Jake, 17, bought a six-year-old Vauxhall Corsa after passing his test this month and expected to have to pay a couple of thousand pounds.

But he was stunned when the AA quoted him £32,819 on price comparison site Confused.com.

The second most expensive was £21,000, while the cheapest fully-comprehensive quote was almost £6,000 – twice the car’s value. Jake, of Eccles, Greater Manchester, said: “It’s not as if I was trying to insure a high-powered sports car. I was gob smacked. I thought passing my test would be the hardest part about getting my own wheels.

The AA said premiums rose by 33% last year, the biggest leap ever, and by 58% for young drivers.

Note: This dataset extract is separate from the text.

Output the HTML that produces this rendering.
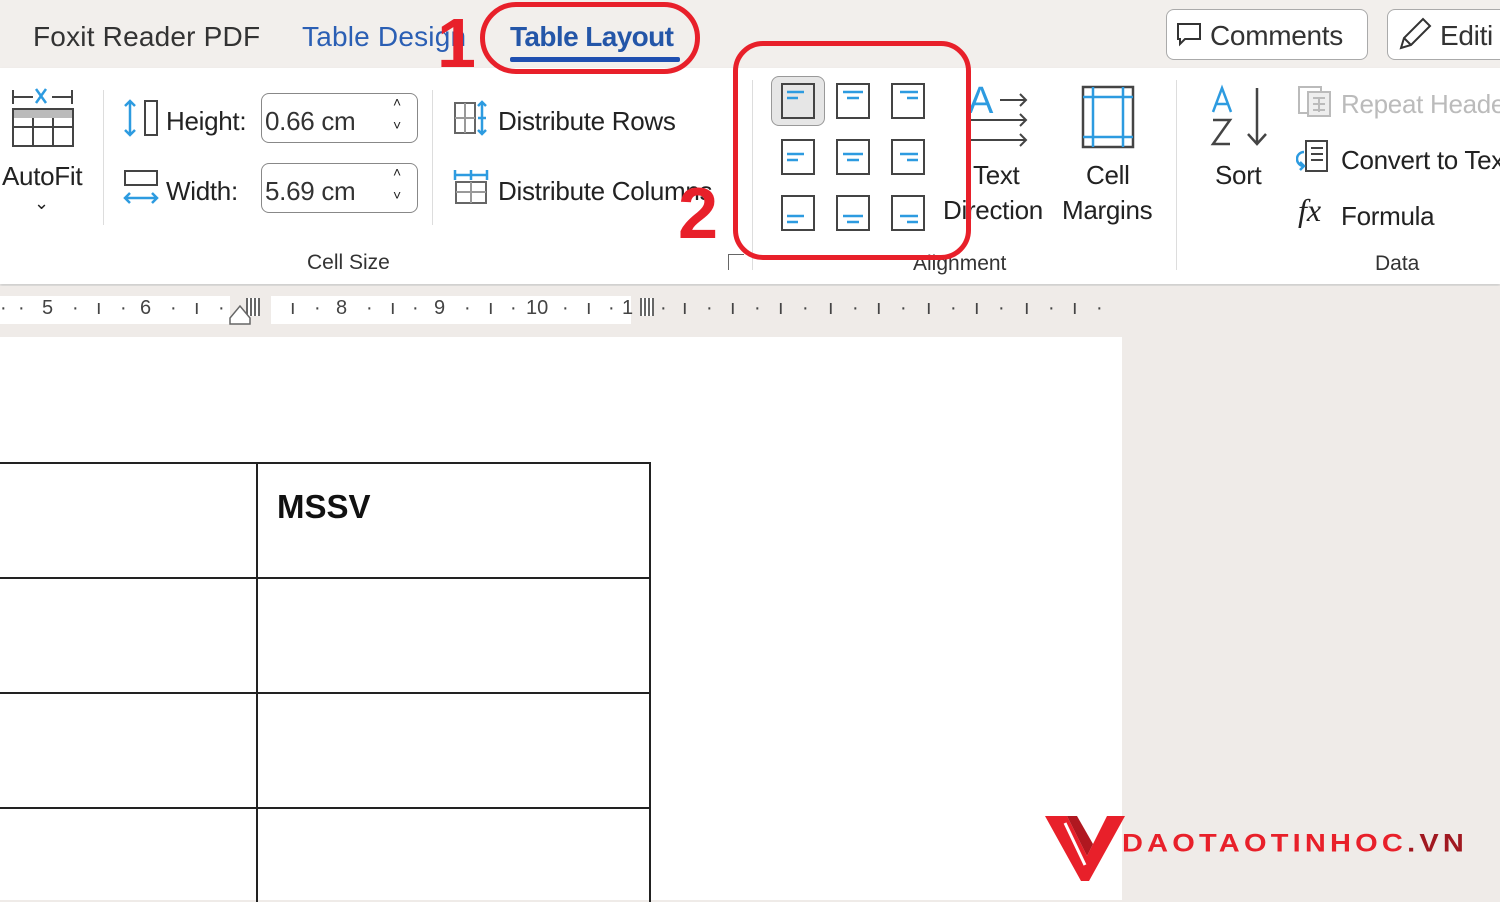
<!DOCTYPE html>
<html><head><meta charset="utf-8"><style>
*{margin:0;padding:0;box-sizing:border-box}
body{width:1500px;height:900px;overflow:hidden;background:#efebe8;font-family:"Liberation Sans",sans-serif;color:#222;position:relative}
.a{position:absolute;white-space:nowrap}
.t{font-size:26px;letter-spacing:-0.3px}
.box{position:absolute;border:1.5px solid #888;border-radius:8px;background:#fff}
.ic{position:absolute}
</style></head><body>
<!-- top bar -->
<div class="a" style="left:0;top:0;width:1500px;height:68px;background:#f2efec"></div>
<div class="a" style="left:33px;top:21px;color:#333;font-size:28px;letter-spacing:0.2px">Foxit Reader PDF</div>
<div class="a" style="left:302px;top:21px;color:#2b5fb4;font-size:28px;letter-spacing:0.2px">Table Design</div>
<div class="a" style="left:510px;top:21px;color:#2456a8;font-weight:bold;font-size:28px;letter-spacing:-0.6px">Table Layout</div>
<div class="a" style="left:510px;top:57px;width:170px;height:5px;background:#1f4fb0;border-radius:2px"></div>
<div class="box" style="left:1166px;top:9px;width:202px;height:51px;border-color:#aaa"></div>
<div class="a t" style="left:1210px;top:20px;color:#333;font-size:28px">Comments</div>
<svg class="ic" style="left:1176px;top:22px" width="26" height="26" viewBox="0 0 26 26"><path d="M2 2h22v15H9l-5 5v-5H2z" fill="none" stroke="#333" stroke-width="2"/></svg>
<div class="box" style="left:1387px;top:9px;width:130px;height:51px;border-color:#aaa"></div>
<div class="a t" style="left:1440px;top:20px;color:#333;font-size:28px">Editi</div>
<svg class="ic" style="left:1397px;top:16px" width="36" height="36" viewBox="0 0 36 36"><path d="M4 32l3-10L26 3l7 7-19 19zM7 22l7 7" fill="none" stroke="#333" stroke-width="2"/></svg>
<!-- ribbon -->
<div class="a" style="left:0;top:68px;width:1500px;height:216px;background:#fff;box-shadow:0 2px 3px #ccc"></div>
<!-- autofit -->
<svg class="ic" style="left:10px;top:84px" width="66" height="66" viewBox="0 0 66 66"><path d="M3 6v14M3 13h20M42 13h20M62 6v14" stroke="#444" stroke-width="2"/><path d="M26 5l10 14M36 5L26 19" stroke="#2d9be0" stroke-width="2.5"/><rect x="3" y="25" width="60" height="9" fill="#bbb"/><path d="M3 25h60v37H3zM3 43h60M23 34v28M43 34v28" fill="none" stroke="#444" stroke-width="2"/></svg>
<div class="a t" style="left:2px;top:161px">AutoFit</div>
<div class="a" style="left:34px;top:193px;font-size:18px">⌄</div>
<div class="a" style="left:103px;top:90px;width:1px;height:135px;background:#ddd"></div>
<!-- height/width -->
<svg class="ic" style="left:122px;top:98px" width="38" height="40" viewBox="0 0 38 40"><path d="M8 3v34M3 8l5-5 5 5M3 32l5 5 5-5" fill="none" stroke="#2d9be0" stroke-width="2.5"/><rect x="23" y="3" width="12" height="34" fill="none" stroke="#444" stroke-width="2"/></svg>
<div class="a t" style="left:166px;top:106px">Height:</div>
<div class="box" style="left:261px;top:93px;width:157px;height:50px"></div>
<div class="a t" style="left:265px;top:106px;color:#333">0.66 cm</div>
<div class="a" style="left:393px;top:94px;font-size:14px">˄</div><div class="a" style="left:393px;top:117px;font-size:14px">˅</div>
<svg class="ic" style="left:122px;top:168px" width="38" height="40" viewBox="0 0 38 40"><rect x="3" y="3" width="32" height="14" fill="none" stroke="#444" stroke-width="2"/><path d="M3 30h32M8 25l-5 5 5 5M30 25l5 5-5 5" fill="none" stroke="#2d9be0" stroke-width="2.5"/></svg>
<div class="a t" style="left:166px;top:176px">Width:</div>
<div class="box" style="left:261px;top:163px;width:157px;height:50px"></div>
<div class="a t" style="left:265px;top:176px;color:#333">5.69 cm</div>
<div class="a" style="left:393px;top:164px;font-size:14px">˄</div><div class="a" style="left:393px;top:187px;font-size:14px">˅</div>
<div class="a" style="left:432px;top:90px;width:1px;height:135px;background:#ddd"></div>
<svg class="ic" style="left:453px;top:100px" width="36" height="36" viewBox="0 0 36 36"><rect x="2" y="3" width="20" height="30" fill="none" stroke="#666" stroke-width="2"/><path d="M2 18h20M12 3v30" stroke="#999" stroke-width="2"/><path d="M29 2v32M25 6l4-4 4 4M25 30l4 4 4-4M25 18h8" fill="none" stroke="#2d9be0" stroke-width="2.5"/></svg>
<div class="a t" style="left:498px;top:106px">Distribute Rows</div>
<svg class="ic" style="left:453px;top:168px" width="36" height="38" viewBox="0 0 36 38"><path d="M2 7h32M2 2v10M34 2v10M18 2v10" fill="none" stroke="#2d9be0" stroke-width="2.5"/><rect x="3" y="14" width="30" height="21" fill="none" stroke="#666" stroke-width="2"/><path d="M18 14v21M3 24h30" stroke="#999" stroke-width="2"/></svg>
<div class="a t" style="left:498px;top:176px">Distribute Columns</div>
<div class="a" style="left:307px;top:251px;font-size:21px;color:#333">Cell Size</div>
<div class="a" style="left:728px;top:254px;width:16px;height:16px;border:1.5px solid #666;border-right:none;border-bottom:none"></div>
<div class="a" style="left:752px;top:80px;width:1px;height:190px;background:#ddd"></div>
<!-- alignment grid -->
<div class="a" style="left:771px;top:76px;width:54px;height:50px;background:#e6e6e6;border:1.5px solid #999;border-radius:8px"></div>
<svg class="ic" style="left:770px;top:80px" width="170" height="154" viewBox="0 0 170 154">
<g fill="none" stroke="#444" stroke-width="2">
<rect x="12" y="4" width="32" height="34"/><rect x="67" y="4" width="32" height="34"/><rect x="122" y="4" width="32" height="34"/>
<rect x="12" y="60" width="32" height="34"/><rect x="67" y="60" width="32" height="34"/><rect x="122" y="60" width="32" height="34"/>
<rect x="12" y="116" width="32" height="34"/><rect x="67" y="116" width="32" height="34"/><rect x="122" y="116" width="32" height="34"/>
</g>
<g stroke="#2d9be0" stroke-width="2.5">
<path d="M17 12h17M17 18h11M73 12h20M77 18h12M130 12h18M137 18h11"/>
<path d="M17 74h17M17 80h11M73 74h20M77 80h12M130 74h18M137 80h11"/>
<path d="M17 136h17M17 142h11M73 136h20M77 142h12M130 136h18M137 142h11"/>
</g></svg>
<!-- text direction -->
<div class="a" style="left:968px;top:80px;font-size:38px;color:#2d9be0">A</div>
<svg class="ic" style="left:968px;top:86px" width="64" height="66" viewBox="0 0 64 66"><path d="M32 14h26M52 8l6 6-6 6M2 34h56M52 28l6 6-6 6M2 54h56M52 48l6 6-6 6" fill="none" stroke="#444" stroke-width="2"/></svg>
<div class="a t" style="left:973px;top:160px">Text</div>
<div class="a t" style="left:943px;top:195px">Direction</div>
<svg class="ic" style="left:1080px;top:84px" width="56" height="66" viewBox="0 0 56 66"><rect x="3" y="3" width="50" height="60" fill="none" stroke="#444" stroke-width="2.5"/><path d="M13 3v60M43 3v60M3 13h50M3 53h50" stroke="#2d9be0" stroke-width="2.5"/></svg>
<div class="a t" style="left:1086px;top:160px">Cell</div>
<div class="a t" style="left:1062px;top:195px">Margins</div>
<div class="a" style="left:913px;top:252px;font-size:21px;color:#333">Alignment</div>
<div class="a" style="left:1176px;top:80px;width:1px;height:190px;background:#ddd"></div>
<!-- sort -->
<svg class="ic" style="left:1208px;top:84px" width="66" height="66" viewBox="0 0 66 66"><path d="M5 28L14 4l9 24M8 20h12" fill="none" stroke="#2d9be0" stroke-width="2.5"/><path d="M5 36h17L5 60h17" fill="none" stroke="#444" stroke-width="2.5"/><path d="M49 4v56M40 50l9 10 9-10" fill="none" stroke="#444" stroke-width="2.5"/></svg>
<div class="a t" style="left:1215px;top:160px">Sort</div>
<svg class="ic" style="left:1296px;top:84px" width="38" height="36" viewBox="0 0 38 36"><rect x="3" y="3" width="22" height="26" fill="none" stroke="#bbb" stroke-width="2"/><rect x="12" y="8" width="22" height="24" fill="#eee" stroke="#bbb" stroke-width="2"/><path d="M17 14h12M17 20h12M17 26h12M23 14v14" stroke="#bbb" stroke-width="2"/></svg>
<div class="a t" style="left:1341px;top:89px;color:#bbb">Repeat Header</div>
<svg class="ic" style="left:1296px;top:138px" width="36" height="38" viewBox="0 0 36 38"><rect x="10" y="3" width="21" height="30" fill="none" stroke="#444" stroke-width="2"/><path d="M15 10h12M15 16h12M15 22h12" stroke="#444" stroke-width="2"/><path d="M8 14a7 7 0 0 0 0 14M4 24l4 4-4 4" fill="none" stroke="#2d9be0" stroke-width="2.5"/></svg>
<div class="a t" style="left:1341px;top:145px">Convert to Text</div>
<div class="a" style="left:1298px;top:192px;font-size:32px;font-style:italic;font-family:'Liberation Serif',serif">fx</div>
<div class="a t" style="left:1341px;top:201px">Formula</div>
<div class="a" style="left:1375px;top:252px;font-size:21px;color:#333">Data</div>
<!-- ruler -->
<div class="a" style="left:0;top:286px;width:1500px;height:50px;background:#efebe8"></div>
<div class="a" style="left:0;top:296px;width:230px;height:28px;background:#fff"></div>
<div class="a" style="left:271px;top:296px;width:360px;height:28px;background:#fff"></div>
<div class="a" style="left:0;top:297px;font-size:20px;color:#444;letter-spacing:0">
<span class="a" style="left:0">·</span><span class="a" style="left:18px">·</span><span class="a" style="left:42px">5</span><span class="a" style="left:72px">·</span><span class="a" style="left:96px">ı</span><span class="a" style="left:120px">·</span><span class="a" style="left:140px">6</span><span class="a" style="left:170px">·</span><span class="a" style="left:194px">ı</span><span class="a" style="left:218px">·</span>
<span class="a" style="left:290px">ı</span><span class="a" style="left:314px">·</span><span class="a" style="left:336px">8</span><span class="a" style="left:366px">·</span><span class="a" style="left:390px">ı</span><span class="a" style="left:412px">·</span><span class="a" style="left:434px">9</span><span class="a" style="left:464px">·</span><span class="a" style="left:488px">ı</span><span class="a" style="left:510px">·</span><span class="a" style="left:526px">10</span><span class="a" style="left:562px">·</span><span class="a" style="left:586px">ı</span><span class="a" style="left:608px">·</span><span class="a" style="left:622px">1</span>
<span class="a" style="left:660px">·</span><span class="a" style="left:682px">ı</span><span class="a" style="left:706px">·</span><span class="a" style="left:730px">ı</span><span class="a" style="left:754px">·</span><span class="a" style="left:778px">ı</span><span class="a" style="left:802px">·</span><span class="a" style="left:828px">ı</span><span class="a" style="left:852px">·</span><span class="a" style="left:876px">ı</span><span class="a" style="left:900px">·</span><span class="a" style="left:926px">ı</span><span class="a" style="left:950px">·</span><span class="a" style="left:974px">ı</span><span class="a" style="left:998px">·</span><span class="a" style="left:1024px">ı</span><span class="a" style="left:1048px">·</span><span class="a" style="left:1072px">ı</span><span class="a" style="left:1096px">·</span>
</div>
<div class="a" style="left:246px;top:298px;width:14px;height:18px;background:repeating-linear-gradient(90deg,#666 0 2px,#fff 2px 4px)"></div>
<div class="a" style="left:640px;top:298px;width:14px;height:18px;background:repeating-linear-gradient(90deg,#666 0 2px,#fff 2px 4px)"></div>
<svg class="ic" style="left:228px;top:304px" width="28" height="22" viewBox="0 0 28 22"><path d="M2 20V14l10-12 10 12v6z" fill="#fff" stroke="#666" stroke-width="1.5"/></svg>
<!-- page -->
<div class="a" style="left:0;top:337px;width:1122px;height:563px;background:#fff"></div>
<div class="a" style="left:0;top:462px;width:651px;height:440px;border:2px solid #222;border-left:none;border-bottom:none"></div>
<div class="a" style="left:256px;top:462px;width:2px;height:440px;background:#222"></div>
<div class="a" style="left:0;top:577px;width:651px;height:2px;background:#222"></div>
<div class="a" style="left:0;top:692px;width:651px;height:2px;background:#222"></div>
<div class="a" style="left:0;top:807px;width:651px;height:2px;background:#222"></div>
<div class="a" style="left:277px;top:488px;font-size:33px;font-weight:bold;color:#111">MSSV</div>
<!-- logo -->
<svg class="ic" style="left:1045px;top:813px" width="80" height="70" viewBox="0 0 80 70"><path d="M0 3h22l20 40L62 3h18L44 68h-8z" fill="#e8202a"/><path d="M22 3l20 40 6-12L32 3z" fill="#b01820"/><path d="M20 10l20 42" stroke="#fff" stroke-width="3"/></svg>
<div class="a" style="left:1122px;top:828px;font-size:29px;color:#e8202a;letter-spacing:4.2px;transform:scaleY(0.85);font-weight:bold">DAOTAOTINHOC<span style="color:#a01820">.VN</span></div>
<!-- red annotations -->
<div class="a" style="left:480px;top:2px;width:220px;height:72px;border:5px solid #e8202a;border-radius:36px"></div>
<div class="a" style="left:437px;top:8px;font-size:70px;font-weight:bold;color:#e8202a;line-height:1">1</div>
<div class="a" style="left:733px;top:41px;width:238px;height:219px;border:5px solid #e8202a;border-radius:30px"></div>
<div class="a" style="left:678px;top:178px;font-size:72px;font-weight:bold;color:#e8202a;line-height:1">2</div>
</body></html>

An AA spokesman apologised and said: “The quote is clearly ridiculous and should not have happened.”
He added: “Some insurers quote very high premiums because they don’t want the business.”

So know we know, they make it up as they go along.

And finally:




Scientists at Qatar University claim to have developed artificial clouds to provide shade for stadia and training grounds at the 2022 World Cup.
The fierce summer heat in the Gulf has led to concerns about conditions for players and fans at the tournament.
Temperatures in June and July can reach up to 50C.
Qatar were announced as hosts in December, and Fifa president Sepp Blatter initially said he expected the 2022 competition to be moved to winter.
But Blatter has since stated that he feels the tournament will go ahead as planned in the summer months.
Qatar plan to air condition their World Cup stadia via solar power and now scientists have designed the 'clouds', which can be produced at a cost of $500,000 (about £310,000) each.
Saud Abdul Ghani, head of the mechanical and industrial engineering department at the university, said the 'clouds' are made from a lightweight carbon structure, and carry a giant envelope of material containing helium gas.

Spiffing idea, cheap at half the price.


And today’s thought: Lead me not into temptation . . . I can find my own way there.